Fearful of revenge attacks, the United States issued security warnings to Americans worldwide. "We should not forget that the battle to stop Al Qaeda and its syndicate of terror will not end with the death of bin Laden," Clinton said.

CIA Director Leon Panetta said al Qaeda would "almost certainly" try to avenge bin Laden's death.

France's President Nicolas Sarkozy hailed the killing as a coup in the fight against terrorism, but he, too, warned it did not spell al Qaeda's demise. British Prime Minister David Cameron said the West would have to be "particularly vigilant" in the weeks ahead.

U.S. officials said bin Laden was found in a million-dollar compound in Abbottabad, 35 miles north of Islamabad. After 40 minutes of fighting, bin Laden, three other men and a woman, who U.S. officials said was used as a human shield, lay dead.

A source familiar with the operation said bin Laden was shot in the head after the U.S. military team, which included members of the Navy's elite Seals unit, stormed the compound.

Television pictures from inside the house showed bloodstains smeared across a floor next to a large bed.

It was the biggest national security victory for the president since he took office in early 2009 and will make it difficult for Republicans to portray Democrats as weak on security as he seeks re-election in 2012.

In contrast to the celebrations in America, on the streets of Saudi Arabia, bin Laden's native land, there was a mood of disbelief and sorrow among many. The Palestinian Islamist group Hamas mourned bin Laden as an "Arab holy warrior."

But many in the Arab world felt his death was long overdue. For many Arabs, inspired by the popular upheavals in Egypt, Libya and elsewhere over the past few months, the news of bin Laden's death had less significance than it once might have.

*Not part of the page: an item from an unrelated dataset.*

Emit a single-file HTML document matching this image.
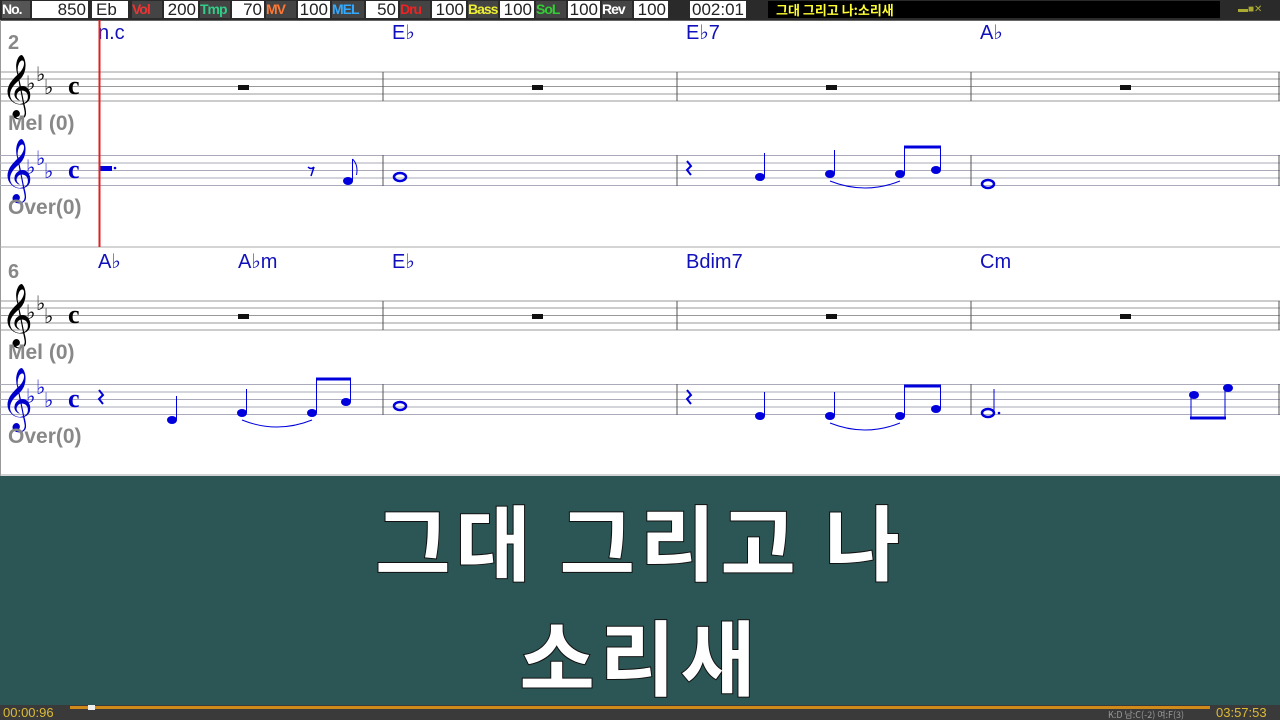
<!DOCTYPE html>
<html><head><meta charset="utf-8"><style>
body{margin:0;width:1280px;height:720px;overflow:hidden;background:#fff;font-family:"Liberation Sans","Noto Sans CJK KR",sans-serif;position:relative}
.top{position:absolute;left:0;top:0;width:1280px;height:20px;background:#2a2a2a;border-bottom:1px solid #666}
.top span{position:absolute;top:1px;height:17px;line-height:17px;font-size:17px}
.w{background:#fff;color:#222;text-align:right;padding-right:2px;box-sizing:border-box}
.lab{font-weight:bold;font-size:14px!important;letter-spacing:-1px}
.band{position:absolute;left:0;top:476px;width:1280px;height:229px;background:#2c5555}
.t{position:absolute;left:0;width:1280px;text-align:center;color:#fff;font-family:"Noto Sans CJK KR",sans-serif;font-weight:700;font-size:82px;letter-spacing:5px;line-height:1;-webkit-text-stroke:2px #111;paint-order:stroke fill}
.bot{position:absolute;left:0;top:705px;width:1280px;height:15px;background:#3a3a3a}
</style></head><body>
<div class="top">
<span class="lab" style="left:2px;width:28px;background:#555;color:#fff">No.</span>
<span class="w" style="left:32px;width:56px">850</span>
<span class="w" style="left:92px;width:36px;text-align:left;padding-left:4px">Eb</span>
<span class="lab" style="left:132px;width:30px;background:#444;color:#e33">Vol</span>
<span class="w" style="left:164px;width:34px">200</span>
<span class="lab" style="left:200px;width:30px;background:#444;color:#3c8">Tmp</span>
<span class="w" style="left:232px;width:32px">70</span>
<span class="lab" style="left:266px;width:30px;background:#444;color:#f73">MV</span>
<span class="w" style="left:298px;width:32px">100</span>
<span class="lab" style="left:332px;width:32px;background:#444;color:#3af">MEL</span>
<span class="w" style="left:366px;width:32px">50</span>
<span class="lab" style="left:400px;width:30px;background:#444;color:#e22">Dru</span>
<span class="w" style="left:432px;width:34px">100</span>
<span class="lab" style="left:468px;width:30px;background:#444;color:#ee3">Bass</span>
<span class="w" style="left:500px;width:34px">100</span>
<span class="lab" style="left:536px;width:30px;background:#444;color:#3c3">SoL</span>
<span class="w" style="left:568px;width:32px">100</span>
<span class="lab" style="left:602px;width:30px;background:#444;color:#fff">Rev</span>
<span class="w" style="left:634px;width:34px">100</span>
<span class="w" style="left:690px;width:56px">002:01</span>
<span style="left:768px;width:452px;background:#000;color:#ff3;font-weight:bold;font-size:13px;padding-left:8px;box-sizing:border-box;font-family:'Noto Sans CJK KR',sans-serif">그대 그리고 나:소리새</span>
<span style="left:1238px;width:40px;color:#aa3;font-size:10px">▬■✕</span>
</div>
<svg width="1280" height="476" style="position:absolute;left:0;top:0" font-family="Liberation Sans">
<line x1="0.5" y1="20" x2="0.5" y2="476" stroke="#999"/>
<line x1="0" y1="247" x2="1280" y2="247" stroke="#aaa"/>
<line x1="0" y1="475" x2="1280" y2="475" stroke="#aaa"/>
<g id="sys">
<g stroke="#999" stroke-width="1"><line x1="0" y1="72" x2="1280" y2="72"/><line x1="0" y1="79" x2="1280" y2="79"/><line x1="0" y1="86.5" x2="1280" y2="86.5"/><line x1="0" y1="94" x2="1280" y2="94"/><line x1="0" y1="101" x2="1280" y2="101"/></g>
<g stroke="#aab" stroke-width="1"><line x1="0" y1="155.5" x2="1280" y2="155.5"/><line x1="0" y1="163" x2="1280" y2="163"/><line x1="0" y1="170.5" x2="1280" y2="170.5"/><line x1="0" y1="178" x2="1280" y2="178"/><line x1="0" y1="185.5" x2="1280" y2="185.5"/></g>
<g stroke="#555"><line x1="383" y1="72" x2="383" y2="101"/><line x1="677" y1="72" x2="677" y2="101"/><line x1="971" y1="72" x2="971" y2="101"/><line x1="1279" y1="72" x2="1279" y2="101"/>
<line x1="383" y1="155" x2="383" y2="186"/><line x1="677" y1="155" x2="677" y2="186"/><line x1="971" y1="155" x2="971" y2="186"/><line x1="1279" y1="155" x2="1279" y2="186"/></g>
<text x="1" y="104" font-size="54" font-family="DejaVu Sans">𝄞</text>
<text x="26" y="90" font-size="20">♭</text><text x="36" y="81" font-size="20">♭</text><text x="44" y="94" font-size="20">♭</text>
<text x="68" y="94" font-size="26" font-weight="bold" font-family="Liberation Serif">c</text>
<g fill="#00c"><text x="1" y="188" font-size="54" font-family="DejaVu Sans">𝄞</text>
<text x="26" y="174" font-size="20">♭</text><text x="36" y="165" font-size="20">♭</text><text x="44" y="178" font-size="20">♭</text>
<text x="68" y="178" font-size="26" font-weight="bold" font-family="Liberation Serif">c</text></g>
<text x="8" y="130" font-size="21" font-weight="bold" fill="#888">Mel (0)</text>
<text x="8" y="214" font-size="21" font-weight="bold" fill="#888">Over(0)</text>
<rect x="238" y="85" width="11" height="5" fill="#111"/><rect x="532" y="85" width="11" height="5" fill="#111"/><rect x="826" y="85" width="11" height="5" fill="#111"/><rect x="1120" y="85" width="11" height="5" fill="#111"/>
</g>
<use href="#sys" y="229"/>
<text x="8" y="49" font-size="20" font-weight="bold" fill="#888">2</text>
<text x="8" y="278" font-size="20" font-weight="bold" fill="#888">6</text>
<g fill="#11b" font-size="20">
<text x="98" y="39">n.c</text><text x="392" y="39">E♭</text><text x="686" y="39">E♭7</text><text x="980" y="39">A♭</text>
<text x="98" y="268">A♭</text><text x="238" y="268">A♭m</text><text x="392" y="268">E♭</text><text x="686" y="268">Bdim7</text><text x="980" y="268">Cm</text>
</g>
<g fill="#00d" stroke="#00d">
<rect x="100" y="166" width="12" height="5" stroke="none"/><circle cx="115" cy="168" r="1.3" stroke="none"/>
<path d="M308 167 q3 3 6 0 l-3 9" fill="none" stroke-width="1.5"/>
<ellipse cx="348" cy="181" rx="5" ry="4" stroke="none"/><line x1="352.5" y1="181" x2="352.5" y2="159"/><path d="M352.5 159 q6 6 4 16" fill="none"/>
<ellipse cx="400" cy="177" rx="6" ry="4" fill="none" stroke-width="2.5"/>
<path d="M687 161 l4 5 l-4 4 l4 5" fill="none" stroke-width="2"/>
<ellipse cx="760" cy="177" rx="5" ry="4" stroke="none"/><line x1="764.5" y1="177" x2="764.5" y2="153"/>
<ellipse cx="830" cy="174" rx="5" ry="4" stroke="none"/><line x1="834.5" y1="174" x2="834.5" y2="150"/>
<ellipse cx="900" cy="174" rx="5" ry="4" stroke="none"/><line x1="904.5" y1="174" x2="904.5" y2="146"/>
<ellipse cx="936" cy="170" rx="5" ry="4" stroke="none"/><line x1="940.5" y1="170" x2="940.5" y2="146"/>
<line x1="904" y1="147" x2="941" y2="147" stroke-width="3"/>
<path d="M830 181 q35 14 70 0" fill="none"/>
<ellipse cx="988" cy="184" rx="6" ry="4" fill="none" stroke-width="2.5"/>
<path d="M99 390 l4 5 l-4 4 l4 5" fill="none" stroke-width="2"/>
<ellipse cx="172" cy="420" rx="5" ry="4" stroke="none"/><line x1="176.5" y1="420" x2="176.5" y2="396"/>
<ellipse cx="242" cy="413" rx="5" ry="4" stroke="none"/><line x1="246.5" y1="413" x2="246.5" y2="389"/>
<ellipse cx="312" cy="413" rx="5" ry="4" stroke="none"/><line x1="316.5" y1="413" x2="316.5" y2="378"/>
<ellipse cx="346" cy="402" rx="5" ry="4" stroke="none"/><line x1="350.5" y1="402" x2="350.5" y2="378"/>
<line x1="316" y1="379" x2="351" y2="379" stroke-width="3"/>
<path d="M242 420 q35 14 70 0" fill="none"/>
<ellipse cx="400" cy="406" rx="6" ry="4" fill="none" stroke-width="2.5"/>
<path d="M687 390 l4 5 l-4 4 l4 5" fill="none" stroke-width="2"/>
<ellipse cx="760" cy="416" rx="5" ry="4" stroke="none"/><line x1="764.5" y1="416" x2="764.5" y2="392"/>
<ellipse cx="830" cy="416" rx="5" ry="4" stroke="none"/><line x1="834.5" y1="416" x2="834.5" y2="392"/>
<ellipse cx="900" cy="416" rx="5" ry="4" stroke="none"/><line x1="904.5" y1="416" x2="904.5" y2="385"/>
<ellipse cx="936" cy="409" rx="5" ry="4" stroke="none"/><line x1="940.5" y1="409" x2="940.5" y2="385"/>
<line x1="904" y1="386" x2="941" y2="386" stroke-width="3"/>
<path d="M830 423 q35 14 70 0" fill="none"/>
<ellipse cx="988" cy="413" rx="6" ry="4" fill="none" stroke-width="2.5"/><line x1="994" y1="413" x2="994" y2="389"/><circle cx="999" cy="413" r="1.3" stroke="none"/>
<ellipse cx="1194" cy="395" rx="5" ry="4" stroke="none"/><line x1="1191" y1="395" x2="1191" y2="419"/>
<ellipse cx="1228" cy="388" rx="5" ry="4" stroke="none"/><line x1="1225" y1="388" x2="1225" y2="419"/>
<line x1="1190" y1="418" x2="1226" y2="418" stroke-width="3"/>
</g>
<line x1="99.5" y1="20" x2="99.5" y2="247" stroke="#d22" stroke-width="2"/>
</svg>
<div class="band">
<div class="t" style="top:22px">그대 그리고 나</div>
<div class="t" style="top:137px">소리새</div>
</div>
<div class="bot">
<span style="position:absolute;left:3px;top:0;color:#db3;font-size:13px">00:00:96</span>
<div style="position:absolute;left:70px;top:1px;width:1140px;height:3px;background:#d08a1a"></div>
<div style="position:absolute;left:88px;top:0;width:7px;height:5px;background:#eee"></div>
<span style="position:absolute;left:1108px;top:3px;color:#999;font-size:9px;font-family:'Noto Sans CJK KR',sans-serif">K:D 남:C(-2) 여:F(3)</span>
<span style="position:absolute;left:1216px;top:0;color:#db3;font-size:13px">03:57:53</span>
</div>
</body></html>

The operation could complicate relations with Pakistan, a key U.S. ally in the battle against militancy and the war in Afghanistan. Those ties have already been damaged over U.S. drone strikes in the west of the country and the six-week imprisonment of a CIA contractor earlier this year.

"For some time there will be a lot of tension between Washington and Islamabad because bin Laden seems to have been living here close to Islamabad," said Imtiaz Gul, a Pakistani security analyst.